Since the Elf's video is basically just a straight bitmap of a chunk of memory on the screen (the lowest resolution, 64 x 32, is a map of the Elf's base 256 Bytes of memory straight to video.) So, if some other circuit could just read a relatively new, fast RAM in the time when the 1802 isn't reading it, then the other circuit could just pull the data then run it to video, and leave the Elf none the wiser.

That way all the Elf has to do is manipulate the data in the section of memory on the screen. And a 3-cycle instruction won't cause any problems. And the 1802 gets about 40% of its time back, during which it would otherwise have been doing DMA of that memory data to the Pixie chip's shift register.

So:
Video that doesn't need the unobtainable Pixie,
No 3-cycle instruction timing issues,
No loss of 40% processing time to video DMA, and
Able to run at higher clock speeds.

Sounds like a winner, right?

Implementation Details

Next was how to actually implement it. I've looked at several ways, with various advantages and disadvantages.

Using faster RAMs was a first building block I looked at. For example, a static RAM pulled out of a 486 motherboard's cache RAM would be more than fast enough. Both 20nS and 15nS are readily available. Plenty fast to grab a byte once every 1802 instruction cycle for the external video system.

Then, came my initial thought, maybe use an Atmel AVR microcontroller to do the grabbing, put the data into its internal RAM, use that as a frame buffer for some bit-bashed monochrome video. No big deal.

No big deal if you've already got the ability to program AVRs or are prepared to supply them preprogrammed. Still, not a bad solution. Just not likely to be popular as I'd like because of the hurdle of programming the chip. The idea wasn't just considered with an AVR, any of a number of uC families could work. But they had the same problem.

Another idea was to build a circuit from random logic. Not as appealing, with my schedule, but if I could be the pioneer on this and put something together then anyone could order the parts and start wiring. It would probably add about 1/3 to double the work to assembling an Elf computer. Again, not perfect, but possible.

Then I thought about taking the AVR idea and putting in a Propeller board. The advantage here is that, rather than getting a bare microcontroller and having to get the infrastructure to program it to do the One Job that that user may ever use it for, the board itself is all the infrastructure needed. (Yes, Arduino occurred to me, too.)

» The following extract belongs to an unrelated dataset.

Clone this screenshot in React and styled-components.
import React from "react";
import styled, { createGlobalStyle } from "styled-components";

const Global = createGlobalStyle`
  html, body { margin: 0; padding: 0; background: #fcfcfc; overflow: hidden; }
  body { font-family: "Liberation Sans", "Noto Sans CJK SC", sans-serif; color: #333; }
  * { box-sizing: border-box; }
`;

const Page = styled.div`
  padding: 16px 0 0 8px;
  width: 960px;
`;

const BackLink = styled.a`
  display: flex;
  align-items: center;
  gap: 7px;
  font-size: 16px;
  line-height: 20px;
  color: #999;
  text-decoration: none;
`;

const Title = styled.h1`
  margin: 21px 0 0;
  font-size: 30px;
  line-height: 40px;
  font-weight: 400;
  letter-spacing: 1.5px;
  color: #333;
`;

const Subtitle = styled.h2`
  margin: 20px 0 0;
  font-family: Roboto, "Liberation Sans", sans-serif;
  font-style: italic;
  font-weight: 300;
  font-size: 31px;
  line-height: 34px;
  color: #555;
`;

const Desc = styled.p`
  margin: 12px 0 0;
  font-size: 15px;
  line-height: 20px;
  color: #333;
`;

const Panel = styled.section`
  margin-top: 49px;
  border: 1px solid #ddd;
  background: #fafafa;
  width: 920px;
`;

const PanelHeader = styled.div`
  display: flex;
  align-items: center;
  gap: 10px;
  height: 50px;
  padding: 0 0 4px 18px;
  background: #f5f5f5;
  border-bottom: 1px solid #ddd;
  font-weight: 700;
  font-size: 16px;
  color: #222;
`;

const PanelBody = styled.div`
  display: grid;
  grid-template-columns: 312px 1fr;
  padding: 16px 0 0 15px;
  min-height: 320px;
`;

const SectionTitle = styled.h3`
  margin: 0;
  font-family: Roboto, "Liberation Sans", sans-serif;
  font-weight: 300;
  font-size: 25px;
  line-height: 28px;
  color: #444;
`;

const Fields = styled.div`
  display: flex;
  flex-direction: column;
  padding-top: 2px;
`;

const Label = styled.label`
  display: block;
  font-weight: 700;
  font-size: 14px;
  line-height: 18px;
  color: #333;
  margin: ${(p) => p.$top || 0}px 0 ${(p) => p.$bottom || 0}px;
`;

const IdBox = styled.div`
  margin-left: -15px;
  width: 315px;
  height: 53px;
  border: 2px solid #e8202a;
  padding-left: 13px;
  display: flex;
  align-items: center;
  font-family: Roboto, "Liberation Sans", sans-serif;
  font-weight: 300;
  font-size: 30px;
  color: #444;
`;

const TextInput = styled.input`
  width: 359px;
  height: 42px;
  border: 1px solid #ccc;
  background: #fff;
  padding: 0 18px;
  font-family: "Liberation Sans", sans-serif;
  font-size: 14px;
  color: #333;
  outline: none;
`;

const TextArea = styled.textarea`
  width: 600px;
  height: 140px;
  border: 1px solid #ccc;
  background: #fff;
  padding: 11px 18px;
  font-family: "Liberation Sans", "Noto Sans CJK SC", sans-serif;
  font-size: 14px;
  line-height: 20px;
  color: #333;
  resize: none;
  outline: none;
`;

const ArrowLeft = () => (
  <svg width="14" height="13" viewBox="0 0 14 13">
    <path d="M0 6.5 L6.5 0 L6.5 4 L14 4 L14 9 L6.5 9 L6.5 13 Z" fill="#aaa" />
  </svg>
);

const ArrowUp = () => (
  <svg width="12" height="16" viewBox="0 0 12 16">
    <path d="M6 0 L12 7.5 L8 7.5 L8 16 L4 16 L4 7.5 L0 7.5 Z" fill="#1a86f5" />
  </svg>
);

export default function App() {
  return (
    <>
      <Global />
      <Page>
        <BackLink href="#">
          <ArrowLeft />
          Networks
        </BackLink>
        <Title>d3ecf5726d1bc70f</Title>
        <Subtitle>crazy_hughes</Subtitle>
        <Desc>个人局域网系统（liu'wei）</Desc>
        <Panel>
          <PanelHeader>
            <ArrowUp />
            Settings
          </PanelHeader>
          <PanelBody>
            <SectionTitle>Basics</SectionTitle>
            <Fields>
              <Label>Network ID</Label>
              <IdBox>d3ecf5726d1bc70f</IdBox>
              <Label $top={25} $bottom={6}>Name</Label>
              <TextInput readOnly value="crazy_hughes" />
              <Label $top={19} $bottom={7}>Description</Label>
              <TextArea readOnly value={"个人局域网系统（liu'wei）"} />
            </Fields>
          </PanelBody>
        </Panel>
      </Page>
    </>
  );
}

A download on a computer, a USB cable of the correct type (I'm using a cell phone charging cable), and you're in business. Even if the user never does anything with a Propeller again (what an unfortunate thought!) then they wouldn't be out anything but a bit of their time to get the "part" they need programmed for the job.

And it's less time than hand-wiring random logic on a perf board, no matter how you look at it.

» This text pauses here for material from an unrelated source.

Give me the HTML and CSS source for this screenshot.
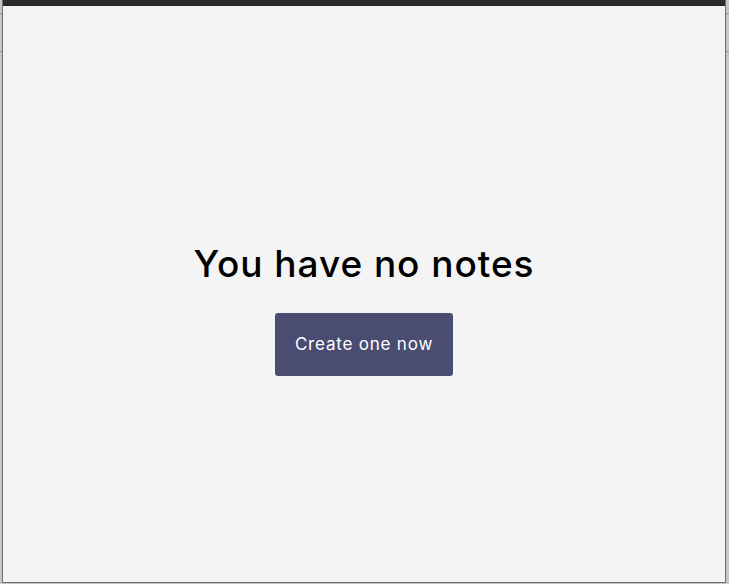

It Just Keeps Getting Better

So, I started with the idea that the speedy (80MHz) Propeller would have no problem sneaking in and reading bytes out of the Elf's RAM during those long, lazy ~200nS slack periods. Then it could put the data into an internal frame buffer.

And, what hey!, the Propeller has built-in video. I could make it so that the final Propellor program puts out Composite baseband, Composite broadcast, and VGA all at once. What a deal! The user doesn't even have to pick between different programs based on what sort of video they want right now.

Then came the next idea. Replace a chunk of the Elf's RAM entirely. Let the Propeller be a chunk of RAM.

It can't replace all the possible RAM of an Elf in its present version. It's only got 32K of RAM in it, and it needs some of that for any applications it's running.

But, it can replace a chunk of the Elf's RAM. Enough for Pixie-quality video. And with some lines used for control, the video resolution and frame buffer location within that memory can be changed. I don't know yet, but it seems like mapping somewhere from 2K to 4K wouldn't be that difficult.


Pixie Compatibility

At first, I'm going to concentrate on a limited memory map, and on replicating the basic Pixie mode of 64 across by 32 high. In spite of the fact that there won't be any actual DMA transfer needed, it should be able to display video from the basic Pixie video programs like the iconic Starship Enterprise video from 1977 without modification. They'll just run faster as a result of no DMA overhead. I think.

Then looking at the exact details of how an expanded Elf uses the other modes (if it does, I've never done so myself) will let me look at expanding the Propeller's memory map area and responding to the Elf's control to do that.

So, if I can do what the Pixie does without requiring DMA, I'm already getting a system that's about 40% faster even if I don't move up the clock speed from ~1.79MHz. (The 1802 was the original overclocker's chip, way back in the 70's, but that's another story.) If I can increase the clock speed even more, with no effect on the video (since a hard-clocked Pixie chip isn't there any more), then I've got a system that'll run such things as Chip-8 and Tiny Basic that much faster than an original Elf with a Pixie.

If the 2.5MHz setup turns out to work (I see no obstacles at present, but that just means I haven't run into them yet), then I'm getting a system that should run about 2.3x faster than the stock Elf. It'll still be no speed demon (that's not the point), but it'll be nicer to use.

Next Steps, Baby Steps

I'm going to write a program for the Prop to make it pretend to be a RAM for the 1802. It will be a simple 256 byte memory. That avoids the multiplexed signals for the address. It'll (hopefully) receive and store data bytes from the 1802, and deliver data from its store on request.

The first pass is going to be really, really simple. I'm going to set up an array, put in a short program to blink an LED on the 1802's 'Q' output, and set it up to respond to the 1802's memory read requests. No writes required. If that works, then I'll add write capability and put in a program to test that (again using Q as an output.)

If that works, I'll proceed to give the 1802 some more sophisticated output and input capability and see where it goes from there. But best not to plan in too detailed a fashion too far ahead until the immediate problems are solved.